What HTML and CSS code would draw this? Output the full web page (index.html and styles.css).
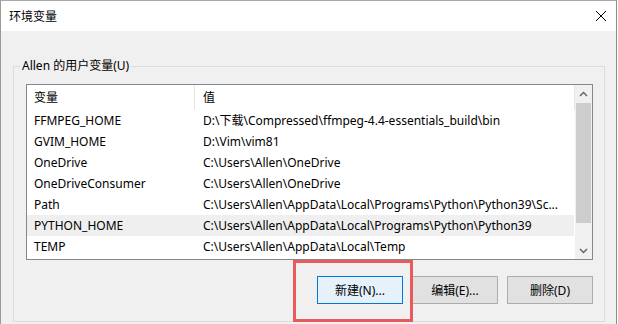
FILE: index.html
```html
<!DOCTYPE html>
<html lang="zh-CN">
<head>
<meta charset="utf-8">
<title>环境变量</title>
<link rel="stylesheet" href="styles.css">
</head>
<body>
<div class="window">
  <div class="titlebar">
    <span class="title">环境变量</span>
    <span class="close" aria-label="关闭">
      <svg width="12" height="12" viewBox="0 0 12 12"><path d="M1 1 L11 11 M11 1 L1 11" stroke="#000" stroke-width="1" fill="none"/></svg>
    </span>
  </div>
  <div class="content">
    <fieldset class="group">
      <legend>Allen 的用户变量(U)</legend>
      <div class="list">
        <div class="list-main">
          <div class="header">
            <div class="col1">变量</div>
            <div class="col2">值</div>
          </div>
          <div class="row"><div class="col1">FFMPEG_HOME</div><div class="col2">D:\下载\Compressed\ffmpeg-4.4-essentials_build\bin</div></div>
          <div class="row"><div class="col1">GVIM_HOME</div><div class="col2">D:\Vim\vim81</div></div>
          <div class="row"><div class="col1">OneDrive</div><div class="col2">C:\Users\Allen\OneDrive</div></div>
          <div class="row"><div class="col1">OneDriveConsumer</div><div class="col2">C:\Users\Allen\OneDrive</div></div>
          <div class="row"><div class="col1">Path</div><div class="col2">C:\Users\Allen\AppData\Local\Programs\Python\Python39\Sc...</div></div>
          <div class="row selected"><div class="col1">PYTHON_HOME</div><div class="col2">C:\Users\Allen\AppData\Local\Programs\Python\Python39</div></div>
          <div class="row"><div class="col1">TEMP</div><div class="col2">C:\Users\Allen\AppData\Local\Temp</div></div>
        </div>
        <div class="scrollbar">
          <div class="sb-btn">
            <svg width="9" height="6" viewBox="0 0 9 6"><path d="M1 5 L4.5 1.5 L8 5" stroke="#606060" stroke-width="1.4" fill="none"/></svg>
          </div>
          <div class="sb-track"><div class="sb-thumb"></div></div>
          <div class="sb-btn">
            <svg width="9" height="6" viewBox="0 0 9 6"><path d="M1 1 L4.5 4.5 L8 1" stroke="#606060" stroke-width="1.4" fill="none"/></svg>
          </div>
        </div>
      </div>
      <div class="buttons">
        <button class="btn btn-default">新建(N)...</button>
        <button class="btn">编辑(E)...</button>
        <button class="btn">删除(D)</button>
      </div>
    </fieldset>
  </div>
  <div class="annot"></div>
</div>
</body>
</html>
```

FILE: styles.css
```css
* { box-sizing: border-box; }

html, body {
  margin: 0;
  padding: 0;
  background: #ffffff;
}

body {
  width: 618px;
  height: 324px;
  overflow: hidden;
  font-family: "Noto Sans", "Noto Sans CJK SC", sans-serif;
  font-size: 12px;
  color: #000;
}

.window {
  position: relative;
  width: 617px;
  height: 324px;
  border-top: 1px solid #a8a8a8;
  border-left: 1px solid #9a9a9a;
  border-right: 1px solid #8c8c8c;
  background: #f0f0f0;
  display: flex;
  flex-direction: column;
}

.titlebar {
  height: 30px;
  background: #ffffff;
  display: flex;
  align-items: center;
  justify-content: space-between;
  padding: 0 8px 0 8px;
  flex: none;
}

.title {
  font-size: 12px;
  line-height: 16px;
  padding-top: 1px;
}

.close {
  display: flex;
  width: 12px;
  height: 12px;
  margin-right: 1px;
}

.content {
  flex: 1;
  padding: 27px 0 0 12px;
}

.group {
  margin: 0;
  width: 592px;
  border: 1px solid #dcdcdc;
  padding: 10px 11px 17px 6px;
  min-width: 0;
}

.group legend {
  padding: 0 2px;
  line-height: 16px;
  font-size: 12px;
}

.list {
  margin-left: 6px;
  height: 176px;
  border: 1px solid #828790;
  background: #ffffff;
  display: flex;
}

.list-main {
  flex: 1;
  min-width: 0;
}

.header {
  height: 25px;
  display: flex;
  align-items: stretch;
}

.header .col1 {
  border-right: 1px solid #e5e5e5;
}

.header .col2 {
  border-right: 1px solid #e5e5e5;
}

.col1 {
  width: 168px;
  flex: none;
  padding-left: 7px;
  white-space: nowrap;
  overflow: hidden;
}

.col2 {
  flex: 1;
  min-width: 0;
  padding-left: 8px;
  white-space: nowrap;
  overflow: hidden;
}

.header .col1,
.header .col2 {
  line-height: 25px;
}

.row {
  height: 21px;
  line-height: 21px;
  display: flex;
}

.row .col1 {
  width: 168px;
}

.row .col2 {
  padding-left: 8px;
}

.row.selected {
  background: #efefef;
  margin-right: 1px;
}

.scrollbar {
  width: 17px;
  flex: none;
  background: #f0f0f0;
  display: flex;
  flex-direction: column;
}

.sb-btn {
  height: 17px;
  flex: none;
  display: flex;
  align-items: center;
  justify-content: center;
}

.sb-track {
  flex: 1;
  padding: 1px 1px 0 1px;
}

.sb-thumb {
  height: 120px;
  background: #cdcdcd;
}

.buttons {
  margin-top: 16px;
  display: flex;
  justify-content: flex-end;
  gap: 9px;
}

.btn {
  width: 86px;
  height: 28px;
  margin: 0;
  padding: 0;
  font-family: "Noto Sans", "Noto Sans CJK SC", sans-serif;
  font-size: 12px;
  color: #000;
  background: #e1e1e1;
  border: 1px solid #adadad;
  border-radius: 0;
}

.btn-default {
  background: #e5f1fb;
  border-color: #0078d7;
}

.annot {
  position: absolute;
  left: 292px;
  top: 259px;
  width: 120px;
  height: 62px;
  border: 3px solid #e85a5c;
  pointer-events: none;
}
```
--------------------
■ **Short problem**:
Every line of the material is to be quoted exactly, with no pictures carried over.

■ **Response for this exercise**:
What HTML and CSS code would draw this? Output the full web page (index.html and styles.css).
FILE: index.html
```html
<!DOCTYPE html>
<html lang="zh-CN">
<head>
<meta charset="utf-8">
<title>环境变量</title>
<link rel="stylesheet" href="styles.css">
</head>
<body>
<div class="window">
  <div class="titlebar">
    <span class="title">环境变量</span>
    <span class="close" aria-label="关闭">
      <svg width="12" height="12" viewBox="0 0 12 12"><path d="M1 1 L11 11 M11 1 L1 11" stroke="#000" stroke-width="1" fill="none"/></svg>
    </span>
  </div>
  <div class="content">
    <fieldset class="group">
      <legend>Allen 的用户变量(U)</legend>
      <div class="list">
        <div class="list-main">
          <div class="header">
            <div class="col1">变量</div>
            <div class="col2">值</div>
          </div>
          <div class="row"><div class="col1">FFMPEG_HOME</div><div class="col2">D:\下载\Compressed\ffmpeg-4.4-essentials_build\bin</div></div>
          <div class="row"><div class="col1">GVIM_HOME</div><div class="col2">D:\Vim\vim81</div></div>
          <div class="row"><div class="col1">OneDrive</div><div class="col2">C:\Users\Allen\OneDrive</div></div>
          <div class="row"><div class="col1">OneDriveConsumer</div><div class="col2">C:\Users\Allen\OneDrive</div></div>
          <div class="row"><div class="col1">Path</div><div class="col2">C:\Users\Allen\AppData\Local\Programs\Python\Python39\Sc...</div></div>
          <div class="row selected"><div class="col1">PYTHON_HOME</div><div class="col2">C:\Users\Allen\AppData\Local\Programs\Python\Python39</div></div>
          <div class="row"><div class="col1">TEMP</div><div class="col2">C:\Users\Allen\AppData\Local\Temp</div></div>
        </div>
        <div class="scrollbar">
          <div class="sb-btn">
            <svg width="9" height="6" viewBox="0 0 9 6"><path d="M1 5 L4.5 1.5 L8 5" stroke="#606060" stroke-width="1.4" fill="none"/></svg>
          </div>
          <div class="sb-track"><div class="sb-thumb"></div></div>
          <div class="sb-btn">
            <svg width="9" height="6" viewBox="0 0 9 6"><path d="M1 1 L4.5 4.5 L8 1" stroke="#606060" stroke-width="1.4" fill="none"/></svg>
          </div>
        </div>
      </div>
      <div class="buttons">
        <button class="btn btn-default">新建(N)...</button>
        <button class="btn">编辑(E)...</button>
        <button class="btn">删除(D)</button>
      </div>
    </fieldset>
  </div>
  <div class="annot"></div>
</div>
</body>
</html>
```

FILE: styles.css
```css
* { box-sizing: border-box; }

html, body {
  margin: 0;
  padding: 0;
  background: #ffffff;
}

body {
  width: 618px;
  height: 324px;
  overflow: hidden;
  font-family: "Noto Sans", "Noto Sans CJK SC", sans-serif;
  font-size: 12px;
  color: #000;
}

.window {
  position: relative;
  width: 617px;
  height: 324px;
  border-top: 1px solid #a8a8a8;
  border-left: 1px solid #9a9a9a;
  border-right: 1px solid #8c8c8c;
  background: #f0f0f0;
  display: flex;
  flex-direction: column;
}

.titlebar {
  height: 30px;
  background: #ffffff;
  display: flex;
  align-items: center;
  justify-content: space-between;
  padding: 0 8px 0 8px;
  flex: none;
}

.title {
  font-size: 12px;
  line-height: 16px;
  padding-top: 1px;
}

.close {
  display: flex;
  width: 12px;
  height: 12px;
  margin-right: 1px;
}

.content {
  flex: 1;
  padding: 27px 0 0 12px;
}

.group {
  margin: 0;
  width: 592px;
  border: 1px solid #dcdcdc;
  padding: 10px 11px 17px 6px;
  min-width: 0;
}

.group legend {
  padding: 0 2px;
  line-height: 16px;
  font-size: 12px;
}

.list {
  margin-left: 6px;
  height: 176px;
  border: 1px solid #828790;
  background: #ffffff;
  display: flex;
}

.list-main {
  flex: 1;
  min-width: 0;
}

.header {
  height: 25px;
  display: flex;
  align-items: stretch;
}

.header .col1 {
  border-right: 1px solid #e5e5e5;
}

.header .col2 {
  border-right: 1px solid #e5e5e5;
}

.col1 {
  width: 168px;
  flex: none;
  padding-left: 7px;
  white-space: nowrap;
  overflow: hidden;
}

.col2 {
  flex: 1;
  min-width: 0;
  padding-left: 8px;
  white-space: nowrap;
  overflow: hidden;
}

.header .col1,
.header .col2 {
  line-height: 25px;
}

.row {
  height: 21px;
  line-height: 21px;
  display: flex;
}

.row .col1 {
  width: 168px;
}

.row .col2 {
  padding-left: 8px;
}

.row.selected {
  background: #efefef;
  margin-right: 1px;
}

.scrollbar {
  width: 17px;
  flex: none;
  background: #f0f0f0;
  display: flex;
  flex-direction: column;
}

.sb-btn {
  height: 17px;
  flex: none;
  display: flex;
  align-items: center;
  justify-content: center;
}

.sb-track {
  flex: 1;
  padding: 1px 1px 0 1px;
}

.sb-thumb {
  height: 120px;
  background: #cdcdcd;
}

.buttons {
  margin-top: 16px;
  display: flex;
  justify-content: flex-end;
  gap: 9px;
}

.btn {
  width: 86px;
  height: 28px;
  margin: 0;
  padding: 0;
  font-family: "Noto Sans", "Noto Sans CJK SC", sans-serif;
  font-size: 12px;
  color: #000;
  background: #e1e1e1;
  border: 1px solid #adadad;
  border-radius: 0;
}

.btn-default {
  background: #e5f1fb;
  border-color: #0078d7;
}

.annot {
  position: absolute;
  left: 292px;
  top: 259px;
  width: 120px;
  height: 62px;
  border: 3px solid #e85a5c;
  pointer-events: none;
}
```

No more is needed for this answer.